Design and synthesis of ice-templated PSA cryogels for water purification: towards tailored morphology and properties

Abstract

Hydrogels are capable of absorbing water several times their dry mass that subsequently can be released by the application of pressure, temperature change, or other external stimuli. As such, they offer promise for providing potable water in disaster relief applications. However, the swelling and mechanical properties of hydrogels need to be improved. The objectives of this study were (i) to demonstrate that the properties of poly(sodium acrylate) (PSA) cryogels can be tuned by modulating synthesis conditions such as freezing temperature, initial monomer and initiator concentrations, and crosslinker ratio, and (ii) to investigate the potential of PSA cryogels as an integral membrane for water purification in emergencies. PSA cryogels with a superfast swelling rate and a high degree of swelling that can withstand large compression strains were synthesized by conducting copolymerization reactions between N,N′-methylenebis(acrylamide) and sodium acrylate under subzero temperature conditions. The pore morphology was characterized using confocal laser scanning microscopy and scanning electron microscopy. It was shown that a lower freezing temperature and reduced initial monomer concentrations formed PSA cryogels with smaller more interconnected pores, while a higher initiator concentration in the “freezing before gelation” mode resulted in smaller pores.
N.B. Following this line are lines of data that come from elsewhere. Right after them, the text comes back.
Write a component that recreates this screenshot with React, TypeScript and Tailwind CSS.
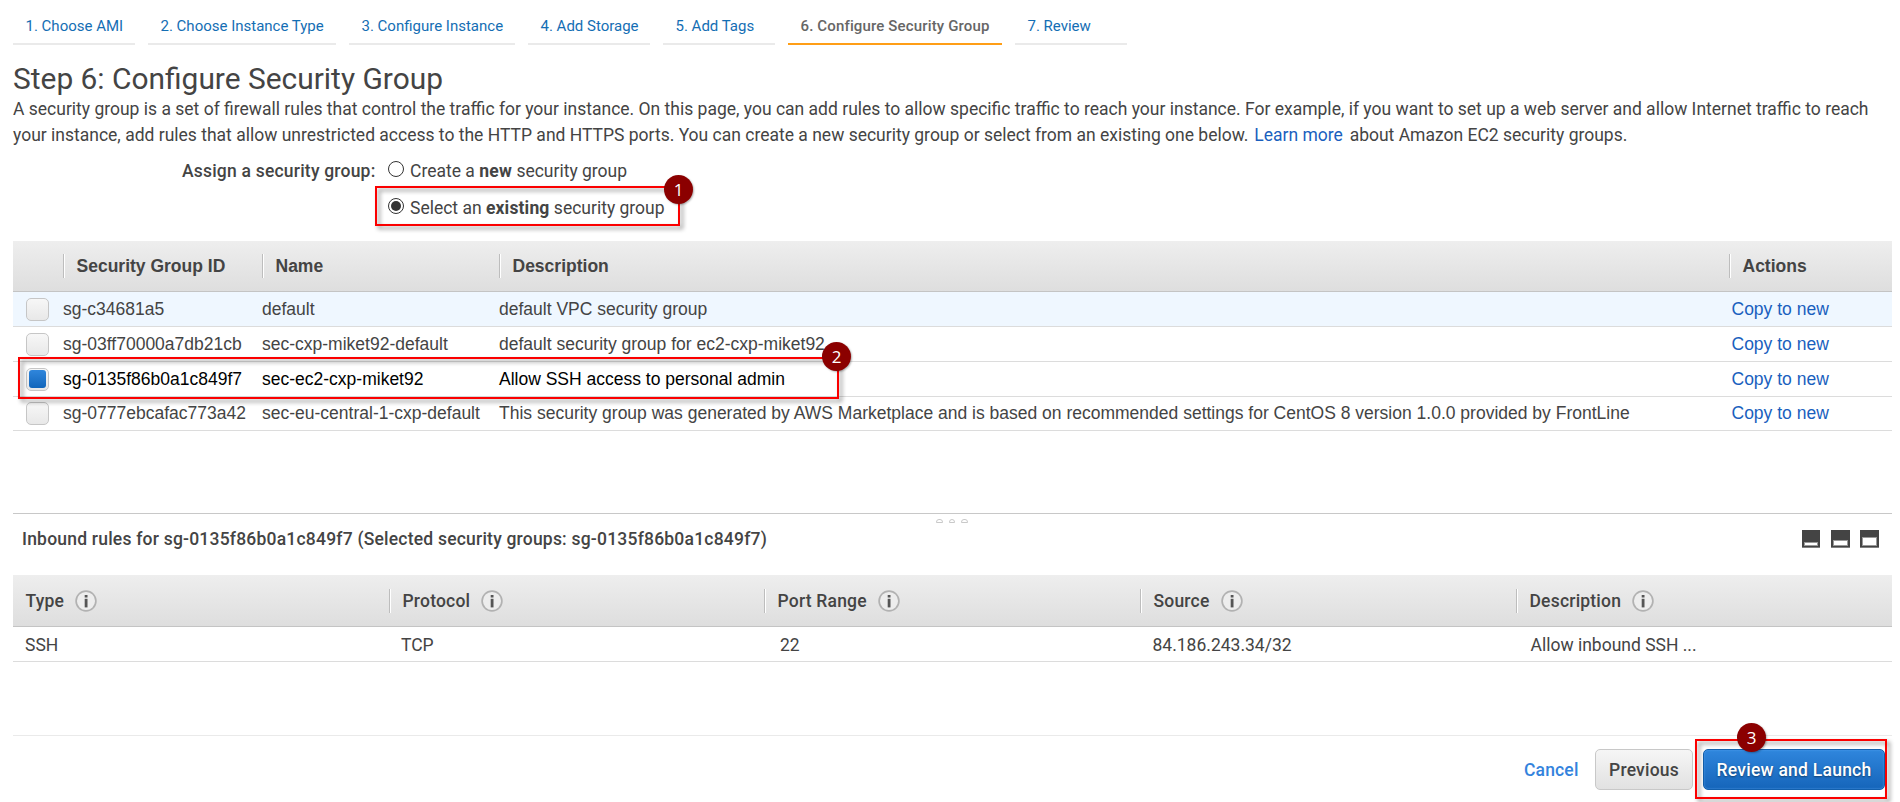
import type { ReactNode } from "react";

const steps = [
  { label: "1. Choose AMI", width: "w-[122px]" },
  { label: "2. Choose Instance Type", width: "w-[188px]" },
  { label: "3. Configure Instance", width: "w-[166px]" },
  { label: "4. Add Storage", width: "w-[122px]" },
  { label: "5. Add Tags", width: "w-[112px]" },
  { label: "6. Configure Security Group", width: "w-[214px]", active: true },
  { label: "7. Review", width: "w-[112px]" },
];

const groups = [
  { id: "sg-c34681a5", name: "default", description: "default VPC security group", row: "h-[35px] bg-[#eff7ff]" },
  { id: "sg-03ff70000a7db21cb", name: "sec-cxp-miket92-default", description: "default security group for ec2-cxp-miket92", row: "h-[35px]" },
  { id: "sg-0135f86b0a1c849f7", name: "sec-ec2-cxp-miket92", description: "Allow SSH access to personal admin", row: "h-[35px] text-black", checked: true },
  { id: "sg-0777ebcafac773a42", name: "sec-eu-central-1-cxp-default", description: "This security group was generated by AWS Marketplace and is based on recommended settings for CentOS 8 version 1.0.0 provided by FrontLine", row: "h-[34px] leading-[25px] pb-px" },
];

const rules = [
  { title: "Type", value: "SSH", pad: "pl-[12px]" },
  { title: "Protocol", value: "TCP", pad: "pl-[12px]" },
  { title: "Port Range", value: "22", pad: "pl-[16px]" },
  { title: "Source", value: "84.186.243.34/32", pad: "pl-[12.5px]" },
  { title: "Description", value: "Allow inbound SSH ...", pad: "pl-[14.5px]" },
];

const groupGrid = "grid grid-cols-[50px_199px_237px_1230px_163px]";
const ruleGrid = "grid grid-cols-[376px_375px_376px_376px_376px]";
const headerBar = "border-b border-[#c4c4c4] bg-linear-to-b from-[#eeeeee] to-[#dedede]";

function Separator() {
  return <span className="h-6 w-[2px] shrink-0 border-l border-[#bdbdbd] bg-white" />;
}

function Radio({ checked }: { checked?: boolean }) {
  return (
    <span className="flex size-4 shrink-0 items-center justify-center rounded-full border border-[#333] bg-white">
      {checked && <span className="size-[10px] rounded-full bg-[#333]" />}
    </span>
  );
}

function Checkbox({ checked }: { checked?: boolean }) {
  return (
    <span className="flex size-[23px] items-center justify-center rounded-[5px] border border-[#c6c6c6] bg-linear-to-b from-[#f7f7f7] to-[#e8e8e8]">
      {checked && <span className="h-[18px] w-[17px] rounded-[3px] bg-linear-to-b from-[#2f86dc] to-[#1166bb]" />}
    </span>
  );
}

function InfoIcon() {
  return (
    <svg width="22" height="22" viewBox="0 0 22 22" className="ml-[11px]">
      <circle cx="11" cy="11" r="9.9" fill="#ededed" stroke="#b2b2b2" strokeWidth="1.7" />
      <rect x="9.7" y="5" width="2.8" height="2.5" fill="#555" />
      <rect x="9.7" y="8.8" width="2.8" height="8.6" fill="#555" />
    </svg>
  );
}

function PaneIcon({ top, width }: { top: number; width: number }) {
  return (
    <svg width={width} height="18" shapeRendering="crispEdges">
      <rect width={width} height="18" fill="#444" />
      <rect y="17" width={width} height="1" fill="#808080" />
      <rect x="2" y={top - 1} width={width - 4} height={17 - top} fill="#999" />
      <rect x="3" y={top} width={width - 6} height={15 - top} fill="#fff" />
    </svg>
  );
}

function Frame({ place }: { place: string }) {
  return (
    <div className={`pointer-events-none absolute border-2 border-[#fb0000] drop-shadow-[3px_3px_2px_rgba(0,0,0,0.45)] ${place}`} />
  );
}

function Badge({ place, children }: { place: string; children: ReactNode }) {
  return (
    <div className={`absolute flex size-[29px] items-center justify-center rounded-full bg-[#8b0000] font-['Open_Sans',sans-serif] text-[17px] leading-none text-white shadow-[1px_1px_2px_rgba(0,0,0,0.3)] ${place}`}>
      {children}
    </div>
  );
}

export default function App() {
  return (
    <div className="relative flex h-[802px] w-[1900px] flex-col overflow-hidden bg-white pr-2 pl-[13px] font-[Roboto,sans-serif] text-[17.5px] leading-[26px] text-[#444]">
      <nav className="flex gap-[13px] pt-4 text-[15px] leading-5">
        {steps.map((s) => (
          <div
            key={s.label}
            className={`h-[29px] border-b-2 pl-[12.5px] whitespace-nowrap ${s.width} ${
              s.active
                ? "border-[#ff9e16] font-medium tracking-[0.145px] text-[#666]"
                : "border-[#eaeaea] text-[#146eb4]"
            }`}
          >
            {s.label}
          </div>
        ))}
      </nav>

      <h1 className="mt-4 text-[29.9px] leading-[35px]">Step 6: Configure Security Group</h1>
      <p className="w-[1875px]">
        A security group is a set of firewall rules that control the traffic for your instance. On this page, you can add rules to allow
        specific traffic to reach your instance. For example, if you want to set up a web server and allow Internet traffic to reach
        <br />
        your instance, add rules that allow unrestricted access to the HTTP and HTTPS ports. You can create a new security group or
        select from an existing one below. <a className="mr-[2.5px] ml-[1.5px] text-[#1a5fbe]">Learn more</a> about Amazon EC2 security groups.
      </p>

      <div className="mt-[10px] flex">
        <div className="w-[362.5px] text-right font-medium tracking-[0.21px]">Assign a security group:</div>
        <div className="ml-[12.5px] flex flex-col gap-[11px]">
          <label className="flex gap-[6px]">
            <span className="mt-[3px]"><Radio /></span>
            <span>Create a <b className="font-bold tracking-[0.25px]">new</b> security group</span>
          </label>
          <label className="flex gap-[6px]">
            <span className="mt-[3px]"><Radio checked /></span>
            <span>Select an <b className="font-bold tracking-[0.15px]">existing</b> security group</span>
          </label>
        </div>
      </div>

      <section className="mt-5 font-['Liberation_Sans',sans-serif]">
        <div className={`h-[51px] items-center font-bold ${groupGrid} ${headerBar}`}>
          <span />
          {["Security Group ID", "Name", "Description", "Actions"].map((h) => (
            <div key={h} className="flex items-center gap-[11.5px]">
              <Separator />
              <span>{h}</span>
            </div>
          ))}
        </div>
        {groups.map((g) => (
          <div key={g.id} className={`items-center border-b border-[#dcdcdc] whitespace-nowrap ${groupGrid} ${g.row}`}>
            <span className="pl-[13px]"><Checkbox checked={g.checked} /></span>
            <span>{g.id}</span>
            <span>{g.name}</span>
            <span>{g.description}</span>
            <a className="pl-[2.5px] text-[#1a5fbe]">Copy to new</a>
          </div>
        ))}
      </section>

      <section className="mt-[82px] border-t border-[#c8c8c8]">
        <div className="flex h-[61px] items-start justify-between pt-[12px] pr-[13px] pl-[9px]">
          <h2 className="font-medium tracking-[0.21px]">Inbound rules for sg-0135f86b0a1c849f7 (Selected security groups: sg-0135f86b0a1c849f7)</h2>
          <div className="mt-1 flex gap-[10.5px]">
            <PaneIcon top={13} width={18} />
            <PaneIcon top={11} width={19} />
            <PaneIcon top={8} width={19} />
          </div>
        </div>
        <div className={`h-[52px] items-center font-medium tracking-[0.2px] ${ruleGrid} ${headerBar}`}>
          {rules.map((r, i) => (
            <div key={r.title} className="flex items-center">
              {i > 0 && <Separator />}
              <span className={i > 0 ? "pl-[11.5px]" : "pl-[12.5px]"}>{r.title}</span>
              <InfoIcon />
            </div>
          ))}
        </div>
        <div className={`h-[35px] items-center border-b border-[#dcdcdc] pt-[2px] ${ruleGrid}`}>
          {rules.map((r) => (
            <span key={r.title} className={r.pad}>{r.value}</span>
          ))}
        </div>
      </section>

      <footer className="mt-[73px] flex items-start border-t border-[#eaeaea] pt-[13px] pr-[7px] font-medium">
        <a className="mt-2 mr-[16.5px] ml-auto tracking-[0.15px] text-[#3383dd]">Cancel</a>
        <button className="mr-[10px] flex h-[41px] w-[98px] items-center justify-center rounded-[5px] border border-[#c8c8c8] bg-linear-to-b from-[#f6f6f6] to-[#e1e1e1] tracking-[0.2px]">
          Previous
        </button>
        <button className="flex h-[41px] w-[182px] items-center justify-center rounded-[5px] border border-[#1360ad] bg-linear-to-b from-[#2f86dd] to-[#1565ba] tracking-[0.25px] text-white shadow-[inset_0_0_2px_#5aa5ee] [text-shadow:0_1px_2px_rgba(0,0,0,0.45)]">
          Review and Launch
        </button>
      </footer>

      <div className="absolute top-[519px] left-[936px] flex gap-[6px]">
        {[0, 1, 2].map((i) => (
          <span key={i} className="h-[4px] w-[6.5px] rounded-t-[3px] border border-[#c9c9c9]" />
        ))}
      </div>

      <Frame place="top-[186px] left-[375px] h-[40px] w-[305px]" />
      <Badge place="top-[175px] left-[664px]">1</Badge>
      <Frame place="top-[357px] left-[18px] h-[42px] w-[821px]" />
      <Badge place="top-[342px] left-[822px]">2</Badge>
      <Frame place="top-[739px] left-[1695px] h-[60px] w-[192px]" />
      <Badge place="top-[723px] left-[1737px]">3</Badge>
    </div>
  );
}
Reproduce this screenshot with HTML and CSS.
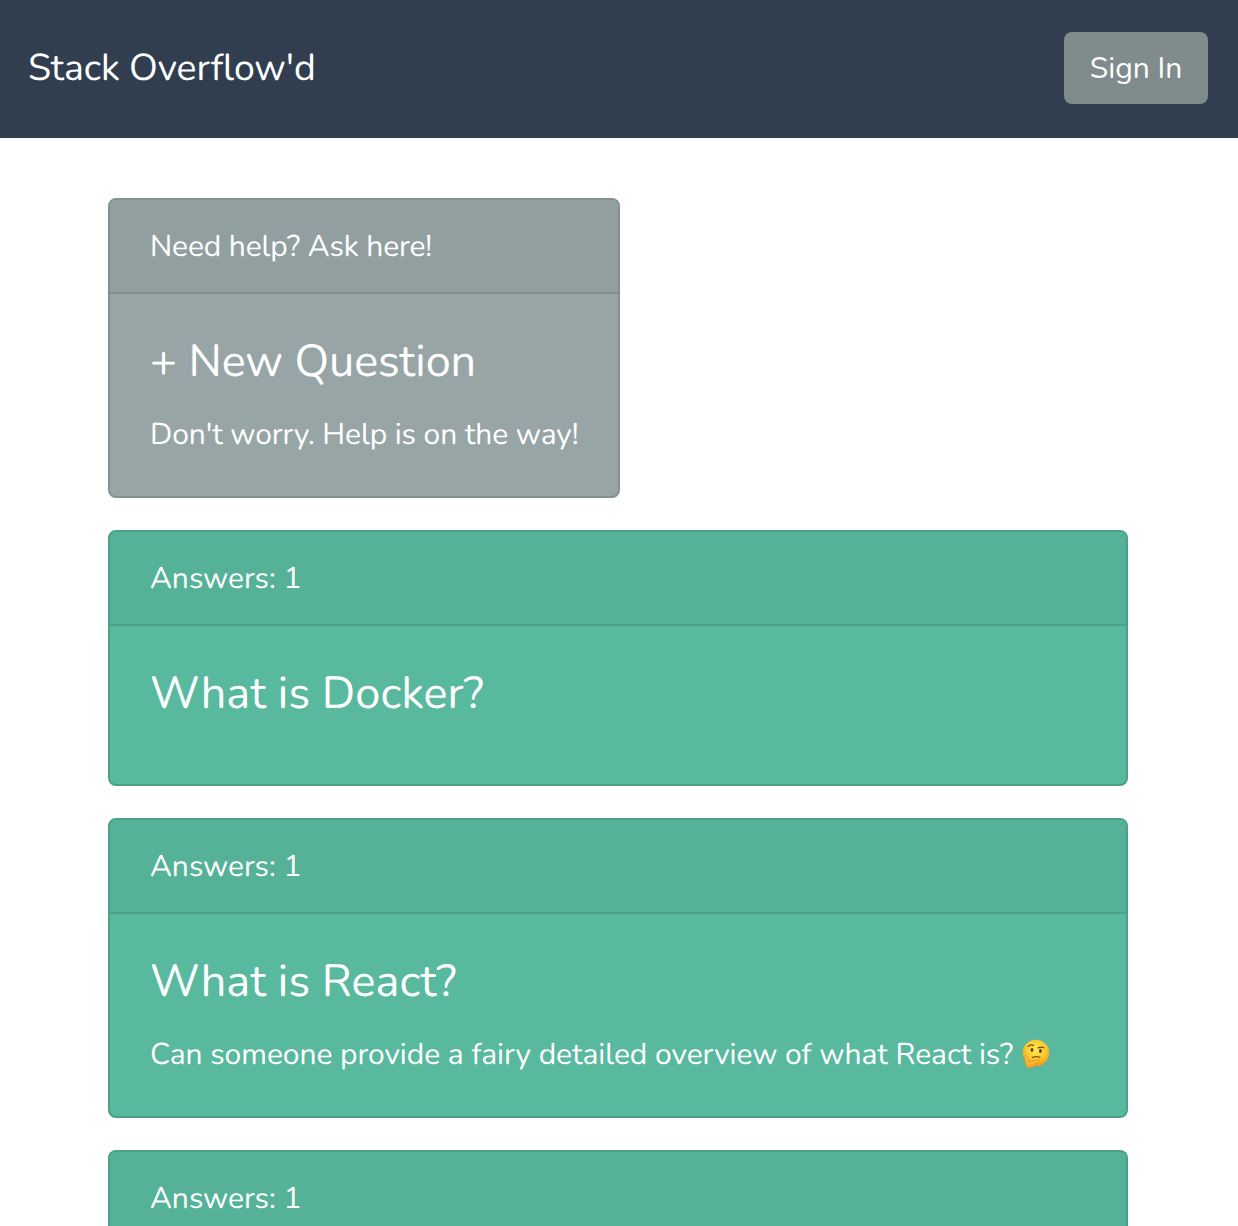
FILE: index.html
```html
<!DOCTYPE html>
<html lang="en">
<head>
<meta charset="utf-8">
<title>Stack Overflow'd</title>
<link rel="stylesheet" href="styles.css">
</head>
<body>
<header class="navbar">
  <a class="brand">Stack Overflow'd</a>
  <button class="sign-in" type="button">Sign In</button>
</header>
<main class="container">
  <section class="card card-ask">
    <div class="card-header">Need help? Ask here!</div>
    <div class="card-body">
      <h4 class="card-title">+ New Question</h4>
      <p class="card-text">Don't worry. Help is on the way!</p>
    </div>
  </section>
  <section class="card card-question">
    <div class="card-header">Answers: 1</div>
    <div class="card-body">
      <h4 class="card-title">What is Docker?</h4>
      <p class="card-text"></p>
    </div>
  </section>
  <section class="card card-question">
    <div class="card-header">Answers: 1</div>
    <div class="card-body">
      <h4 class="card-title">What is React?</h4>
      <p class="card-text card-text-emoji"><span>Can someone provide a fairy detailed overview of what React is?</span>
        <svg class="emoji" viewBox="0 0 30 30" role="img" aria-label="thinking face">
          <defs>
            <radialGradient id="face" cx="50%" cy="38%" r="62%">
              <stop offset="0" stop-color="#ffe94f"/>
              <stop offset=".6" stop-color="#fdc931"/>
              <stop offset="1" stop-color="#ee951d"/>
            </radialGradient>
            <linearGradient id="hand" x1="0" y1="0" x2="0" y2="1">
              <stop offset="0" stop-color="#ffd54a"/>
              <stop offset="1" stop-color="#f5a623"/>
            </linearGradient>
          </defs>
          <circle cx="16" cy="14" r="13.3" fill="url(#face)"/>
          <path d="M8.200 7.400q2.200-2.300 5.300-1M18 9q3-1.800 5.800-.2" fill="none" stroke="#764716" stroke-width="1.200" stroke-linecap="round"/>
          <ellipse cx="12" cy="10.800" rx="1.400" ry="1.900" fill="#59351a"/>
          <ellipse cx="20.400" cy="12" rx="1.400" ry="1.900" fill="#59351a"/>
          <path d="M12.200 18.600q3.800-1.900 7.800-.3" fill="none" stroke="#84500f" stroke-width="1.200" stroke-linecap="round"/>
          <path d="M7.300 17.600c-.9-1.400-2.700-.8-2.400.9l.7 3.300c-.9 3.600.3 6.700 4 6.900 3.500.2 5.200-1.400 5.400-4.100 1.700-.5 3.300-1.400 4.200-2.500.7-1.200-.3-2-1.500-1.600l-7.200 1.900-2 .4z" fill="url(#hand)" stroke="#df8518" stroke-width=".6"/>
        </svg>
      </p>
    </div>
  </section>
  <section class="card card-question card-last">
    <div class="card-header">Answers: 1</div>
  </section>
</main>
</body>
</html>
```
FILE: styles.css
```css
* { box-sizing: border-box; }
body {
  margin: 0;
  background: #fff;
  color: #fff;
  font-family: Nunito, Lato, sans-serif;
  font-size: 30px;
  line-height: 44px;
  text-rendering: geometricPrecision;
}
.navbar {
  display: flex;
  align-items: center;
  justify-content: space-between;
  height: 138px;
  padding: 0 30px 2px 28px;
  background: #303e4f;
}
.brand { padding-top: 1px; font-size: 37.5px; line-height: 56px; white-space: nowrap; letter-spacing: -0.12px; }
.sign-in {
  width: 144px;
  height: 72px;
  padding: 2px 0 0;
  border: 0;
  border-radius: 8px;
  background: #808b8c;
  color: #fff;
  font: inherit;
}
.container {
  display: flex;
  flex-direction: column;
  align-items: flex-start;
  gap: 32px;
  width: 1020px;
  margin: 60px 0 0 108px;
}
.card { width: 100%; border: 2px solid; border-radius: 8px; white-space: nowrap; }
.card-header { padding: 25px 40px 23px; border-bottom: 2px solid; border-radius: 6px 6px 0 0; }
.card-body { padding: 41px 40px 39px; }
.card-title { margin: 0 0 24px; font-size: 45px; line-height: 54px; font-weight: 400; }
.card-text { margin: 0; }
.card-ask { width: 512px; background: #98a5a6; }
.card-ask, .card-ask .card-header { border-color: #819090; }
.card-ask .card-header { background: #929fa0; letter-spacing: -0.12px; }
.card-ask .card-title { letter-spacing: -0.08px; }
.card-ask .card-text { letter-spacing: -0.09px; }
.card-question { background: #58b99e; }
.card-question, .card-question .card-header { border-color: #4ba088; }
.card-question .card-header { background: #55b298; }
.card-question .card-title { letter-spacing: 0.1px; }
.card-text-emoji { display: flex; align-items: center; gap: 7px; letter-spacing: -0.04px; }
.emoji { width: 30px; height: 30px; margin-top: -2px; flex: none; }
.card-last { height: 76px; border-bottom: 0; border-radius: 8px 8px 0 0; }
.card-last .card-header { height: 74px; padding-bottom: 0; border-bottom: 0; }
```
PSA cryogels with open interconnected pores had both a higher rate and degree of swelling, and high elasticity in response to compression. The separation efficiency of PSA cryogels was evaluated by determining turbidity removal over five operational cycles. The turbidity removal efficiency of the PSA cryogel having the highest swelling degree increased to 90% towards the fifth cycle. The water recovery during the five operational cycles ranged from 71 to 77% under a vacuum suction of 70 kPa (absolute pressure) for one minute. PSA cryogels having smaller average pore sizes were found to have higher turbidity removal efficiencies.